Biochemical approaches to identify the lncRNA–protein complexes are constantly expanding along with computational technologies. Compared with biochemical assays, the bioinformatics is more convenient and rapid for large-scale predictions of protein–lncRNA associations. Tartaglia’s group developed the algorithm, ‘fast predictions of RNA and protein interactions and domains at the Center for Genomic Regulation, Barcelona, Catalonia’ (catRAPID), which evaluates interaction propensities of polypeptide and nucleotide chains using their physicochemical properties [49]. catRAPID was used to predict RNA–protein interactions in neurodegenerative disorders, in which RNA-binding proteins apparently have a major role [83]. Recently, this method was used to predict protein interactions in the Xist regulatory network [84], and data show that catRAPID is powerful for predicting RNA–protein interactions from sequences. However, prediction of lncRNAs function is generally hampered by poor sequence homology and lack of interaction data. Consequently, Lu and colleagues developed a new computational method, lncPro, to predict lncRNA–protein interactions. Compared to CatRAPID, lncPro is computational-friendly and does not lead to nonsensical cross terms. Applying lncPro to all human proteins, this laboratory reported that long non-coding RNAs tend to interact with nuclear and RNA-binding proteins [50]. However, this technique is limited for finding the direct lncRNA–protein interaction s due to the volume of proteins. Recently, to gain insights into global relationships between lncRNAs and their binding proteins, Shang and colleagues constructed an lncRNA–protein network (LPN) including 177 lncRNAs, 92 proteins and confirmed 683 relationships between them, based on experimentally determined functional interactions [85]. Therefore, bioinformatics approaches to predicting lncRNA–protein interactions may guide future experimental approaches and facilitate a deeper understanding of the role of lncRNAs.
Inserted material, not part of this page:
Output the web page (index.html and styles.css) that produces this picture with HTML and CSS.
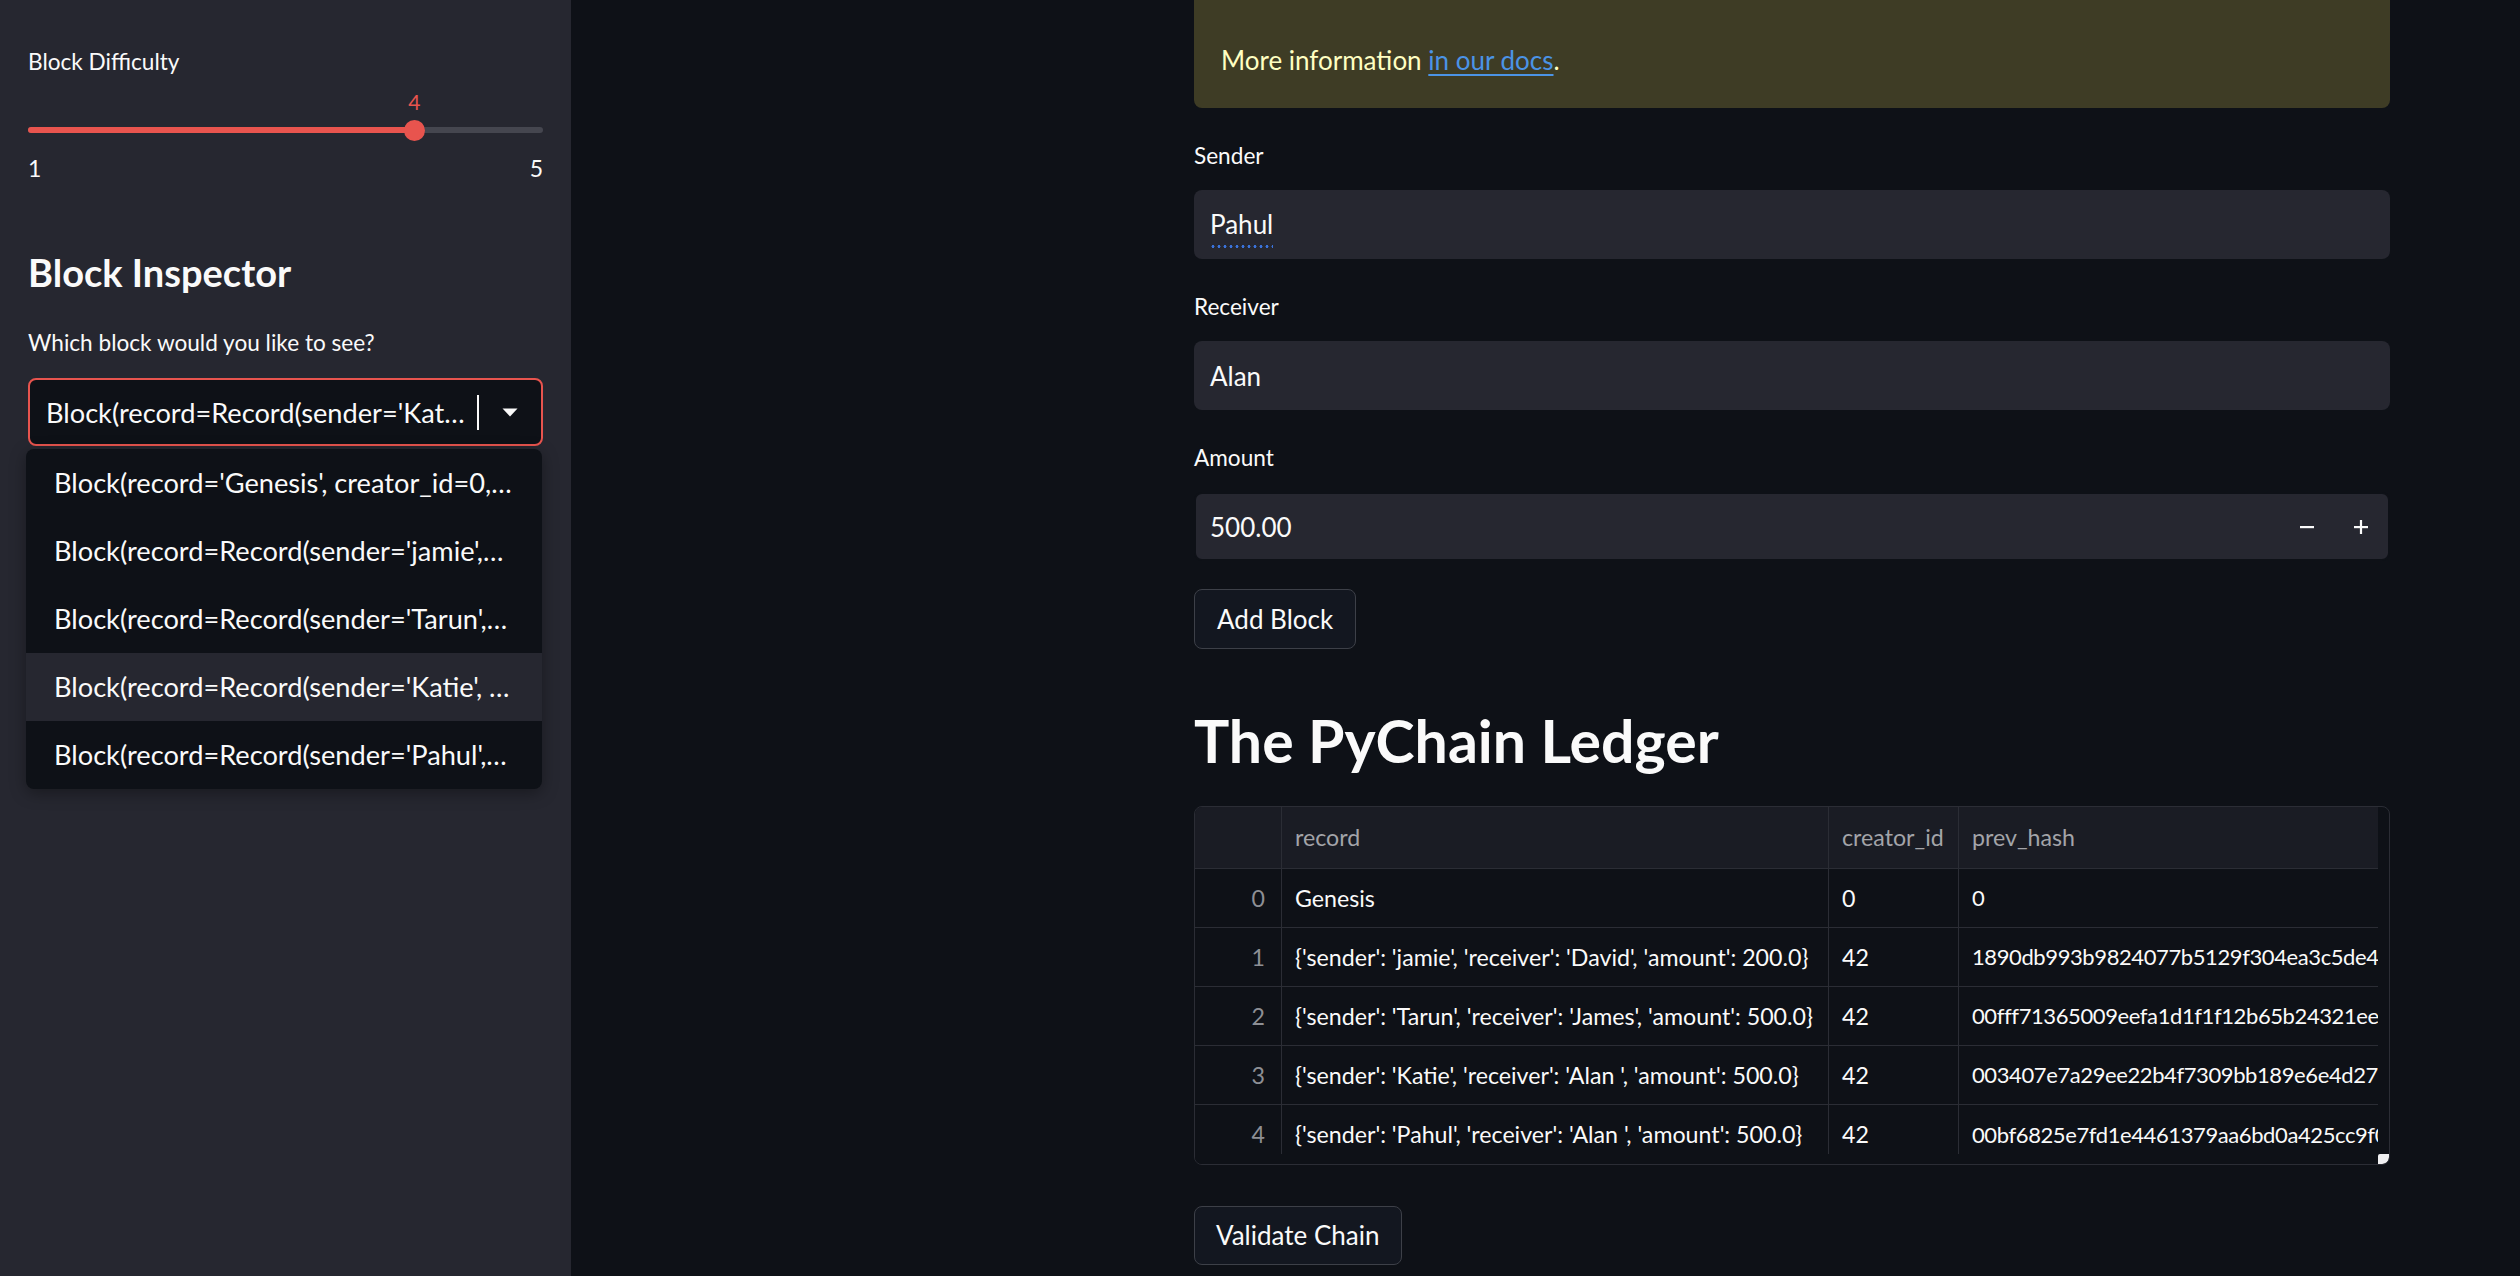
FILE: index.html
```html
<!DOCTYPE html>
<html lang="en">
<head>
<meta charset="utf-8">
<title>PyChain</title>
<link rel="stylesheet" href="styles.css">
</head>
<body>
<div class="app">
  <aside class="sidebar">
    <div class="label">Block Difficulty</div>
    <div class="slider">
      <div class="track">
        <div class="track-fill" style="width:75%"></div>
        <div class="thumb" style="left:75%"><span class="thumb-value">4</span></div>
      </div>
      <div class="ticks"><span>1</span><span>5</span></div>
    </div>

    <h2 class="side-heading">Block Inspector</h2>
    <div class="label side-label">Which block would you like to see?</div>
    <div class="select-wrap">
      <div class="select">
        <div class="select-text">Block(record=Record(sender='Kat…</div>
        <div class="caret"></div>
        <div class="select-arrow">
          <svg width="16" height="9" viewBox="0 0 16 9"><path d="M0.5 0.5 L15.5 0.5 L8 8.5 Z" fill="#fafafa"/></svg>
        </div>
      </div>
      <ul class="menu">
        <li class="menu-item">Block(record='Genesis', creator_id=0,…</li>
        <li class="menu-item">Block(record=Record(sender='jamie',…</li>
        <li class="menu-item">Block(record=Record(sender='Tarun',…</li>
        <li class="menu-item is-active">Block(record=Record(sender='Katie', …</li>
        <li class="menu-item">Block(record=Record(sender='Pahul',…</li>
      </ul>
    </div>
  </aside>

  <main class="main">
    <div class="content">
      <div class="alert">
        <p class="code-line"><code>streamlit run your_script.py [-- script args]</code></p>
        <p>More information <a href="#" class="link">in our docs</a>.</p>
      </div>

      <div class="field">
        <div class="label">Sender</div>
        <div class="input"><span class="spell">Pahul</span></div>
      </div>
      <div class="field">
        <div class="label">Receiver</div>
        <div class="input"><span>Alan</span></div>
      </div>
      <div class="field">
        <div class="label">Amount</div>
        <div class="input number">
          <span class="number-value">500.00</span>
          <div class="step">
            <svg width="14" height="14" viewBox="0 0 14 14"><rect x="0" y="6" width="14" height="2.2" fill="#fafafa"/></svg>
          </div>
          <div class="step">
            <svg width="14" height="14" viewBox="0 0 14 14"><rect x="0" y="6" width="14" height="2.2" fill="#fafafa"/><rect x="5.9" y="0" width="2.2" height="14" fill="#fafafa"/></svg>
          </div>
        </div>
      </div>

      <button class="btn btn-add">Add Block</button>

      <h1 class="title">The PyChain Ledger</h1>

      <div class="grid-wrap">
        <table class="grid">
          <colgroup>
            <col class="c-idx"><col class="c-rec"><col class="c-cre"><col class="c-hash">
          </colgroup>
          <thead>
            <tr><th class="idx"></th><th>record</th><th>creator_id</th><th class="last">prev_hash</th></tr>
          </thead>
          <tbody>
            <tr><td class="idx">0</td><td>Genesis</td><td>0</td><td class="last hash">0</td></tr>
            <tr><td class="idx">1</td><td>{'sender': 'jamie', 'receiver': 'David', 'amount': 200.0}</td><td>42</td><td class="last hash">1890db993b9824077b5129f304ea3c5de44c0e</td></tr>
            <tr><td class="idx">2</td><td>{'sender': 'Tarun', 'receiver': 'James', 'amount': 500.0}</td><td>42</td><td class="last hash">00fff71365009eefa1d1f1f12b65b24321eea7b</td></tr>
            <tr><td class="idx">3</td><td>{'sender': 'Katie', 'receiver': 'Alan ', 'amount': 500.0}</td><td>42</td><td class="last hash">003407e7a29ee22b4f7309bb189e6e4d270c1</td></tr>
            <tr><td class="idx">4</td><td>{'sender': 'Pahul', 'receiver': 'Alan ', 'amount': 500.0}</td><td>42</td><td class="last hash">00bf6825e7fd1e4461379aa6bd0a425cc9f0d3</td></tr>
          </tbody>
        </table>
        <div class="hscroll"></div>
        <div class="corner"></div>
      </div>

      <button class="btn btn-validate">Validate Chain</button>
    </div>
  </main>
</div>
</body>
</html>
```

FILE: styles.css
```css
* { box-sizing: border-box; }
html, body { margin: 0; padding: 0; }
body {
  font-family: Lato, "Noto Sans", "DejaVu Sans", sans-serif;
  background: #0e1117;
  color: #fafafa;
  overflow: hidden;
}
.app { display: flex; height: 1276px; }

/* ---------- sidebar ---------- */
.sidebar {
  width: 571px;
  flex: none;
  background: #262730;
  padding: 45px 28px 0 28px;
}
.label {
  font-size: 22.6px;
  line-height: 34px;
  height: 34px;
  color: #fafafa;
  white-space: nowrap;
}
.slider { position: relative; }
.track {
  position: relative;
  height: 6px;
  margin-top: 48px;
  background: #45464f;
  border-radius: 3px;
}
.track-fill { height: 100%; background: #e8544e; border-radius: 3px; }
.thumb {
  position: absolute;
  top: 50%;
  width: 21px;
  height: 21px;
  margin: -10.5px 0 0 -10.5px;
  border-radius: 50%;
  background: #e8544e;
}
.thumb-value {
  position: absolute;
  left: 50%;
  bottom: 100%;
  transform: translateX(-50%);
  margin-bottom: 6px;
  font-size: 21px;
  line-height: 24px;
  color: #e8544e;
}
.ticks {
  display: flex;
  justify-content: space-between;
  margin-top: 18px;
  font-size: 23px;
  line-height: 34px;
}
.side-heading {
  margin: 61px 0 0;
  font-size: 38px;
  line-height: 52px;
  font-weight: 700;
}
.side-label { margin-top: 28px; }
.select-wrap { position: relative; margin-top: 18px; }
.select {
  height: 68px;
  border: 2px solid #e8544e;
  border-radius: 8px;
  background: #0e1117;
  display: flex;
  align-items: center;
  padding-left: 16px;
  font-size: 27.2px;
}
.select-text { flex: 1; white-space: nowrap; overflow: hidden; }
.caret { width: 2px; height: 35px; background: #fafafa; flex: none; }
.select-arrow {
  width: 62px;
  flex: none;
  display: flex;
  align-items: center;
  justify-content: center;
}
.select-arrow svg { display: block; }
.menu {
  position: absolute;
  top: calc(100% + 3px);
  left: -2px;
  right: 1px;
  margin: 0;
  padding: 0;
  list-style: none;
  background: #0e1117;
  border-radius: 8px;
  overflow: hidden;
  box-shadow: 0 4px 16px rgba(0, 0, 0, 0.35);
}
.menu-item {
  height: 68px;
  line-height: 68px;
  padding-left: 28px;
  font-size: 27.2px;
  white-space: nowrap;
  overflow: hidden;
}
.menu-item.is-active { background: #262730; }

/* ---------- main ---------- */
.main {
  flex: 1;
  padding-left: 623px;
  overflow: hidden;
}
.content { width: 1196px; }
.alert {
  margin-top: -60px;
  background: #3e3c25;
  border-radius: 8px;
  padding: 27px 27px 27px;
  color: #ffffc2;
  font-size: 26px;
}
.alert p { margin: 0; line-height: 42px; white-space: nowrap; }
.alert .code-line {
  margin-bottom: 28px;
  font-family: "Liberation Mono", monospace;
  font-size: 21px;
  color: #8f8e78;
}
.link { color: #4b93e6; text-decoration: underline; text-underline-offset: 4px; text-decoration-thickness: 2px; }

.field { margin-top: 31px; }
.field .label { margin-bottom: 17px; }
.input {
  height: 69px;
  background: #262730;
  border-radius: 8px;
  display: flex;
  align-items: center;
  padding-left: 16px;
  font-size: 26px;
}
.spell {
  background-image: radial-gradient(circle, #3a72d9 1.3px, transparent 1.7px);
  background-size: 6px 5px;
  background-repeat: repeat-x;
  background-position: 0 100%;
  margin-bottom: -7px;
  padding-bottom: 9px;
}
.number { border: 2px solid #0e1117; padding-left: 14px; }
.number-value { flex: 1; }
.step {
  width: 54px;
  height: 100%;
  display: flex;
  align-items: center;
  justify-content: center;
}
.step svg { display: block; }

.btn {
  display: block;
  height: 60px;
  padding: 0 22px;
  border: 1px solid #3d4048;
  border-radius: 8px;
  background: #131720;
  color: #fafafa;
  font-family: inherit;
  font-size: 26px;
}
.btn-add { margin-top: 28px; }
.btn-validate { margin-top: 41px; height: 59px; padding: 0 21px; }

.title {
  margin: 57px 0 0;
  font-size: 59px;
  line-height: 1.2;
  font-weight: 700;
}

/* ---------- data grid ---------- */
.grid-wrap {
  position: relative;
  margin-top: 29px;
  border: 1px solid #2b2d35;
  border-radius: 8px;
  overflow: hidden;
  padding-right: 11px;
}
.grid {
  border-collapse: separate;
  border-spacing: 0;
  table-layout: fixed;
  width: 1183px;
  font-size: 23.2px;
}
.c-idx { width: 87px; }
.c-rec { width: 547px; }
.c-cre { width: 130px; }
.c-hash { width: 419px; }
.grid th, .grid td {
  padding: 0 13px;
  border-right: 1px solid #2b2d35;
  border-bottom: 1px solid #2b2d35;
  white-space: nowrap;
  overflow: hidden;
  text-align: left;
}
.grid th {
  height: 62px;
  background: #1a1c24;
  color: #a3a4a9;
  font-weight: 400;
}
.grid td { height: 59px; color: #fafafa; }
.grid .last { border-right: none; padding-right: 0; text-overflow: clip; }
.grid td.hash { font-size: 22px; letter-spacing: -0.4px; }
.grid td.idx { text-align: right; padding-right: 16px; color: #8d8f95; }
.grid tbody tr:last-child td { border-bottom: none; }
.hscroll {
  position: absolute;
  left: 0;
  right: 0;
  bottom: 0;
  height: 10px;
  background: #0e1117;
}
.corner {
  position: absolute;
  right: 0;
  bottom: 0;
  width: 11px;
  height: 10px;
  background: #f0f0f2;
  border-radius: 2px 0 6px 0;
}
```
Conclusions and perspectives

Given the multitude of non-coding transcripts discovered by second-generation deep sequencing, lncRNAs arouse interest to biological and bio-medical researchers. Recently, evidence has accumulated to support the idea that lncRNAs are critical to numerous biological processes, whereas the mechanisms by which lncRNA are poorly understood. Protein, an important partner for RNA in vivo, has been associated with molecular archetypes of lncRNA and we observed scaffolds, guides and decoys in these associations. However, some lncRNA interact with protein through more than one kind molecular mechanism. For example, HOTAIR is a scaffold for PCR2 and LSD1 as well as a guide to recruit PCR2 to target loci. Therefore molecular mechanisms behind lncRNA–protein interactions are complicated and rarely described. Study of lncRNAs interaction partners and the use of technologies to isolate and identify molecules associated with lncRNA are assisting researchers with the study of proteins and genomic DNA that directly and indirectly interplay with target lncRNAs. However, these interactions have not been studied across diverse species. As technologies improve, we may 1 day better understand evolution and functional mechanisms of lncRNAs.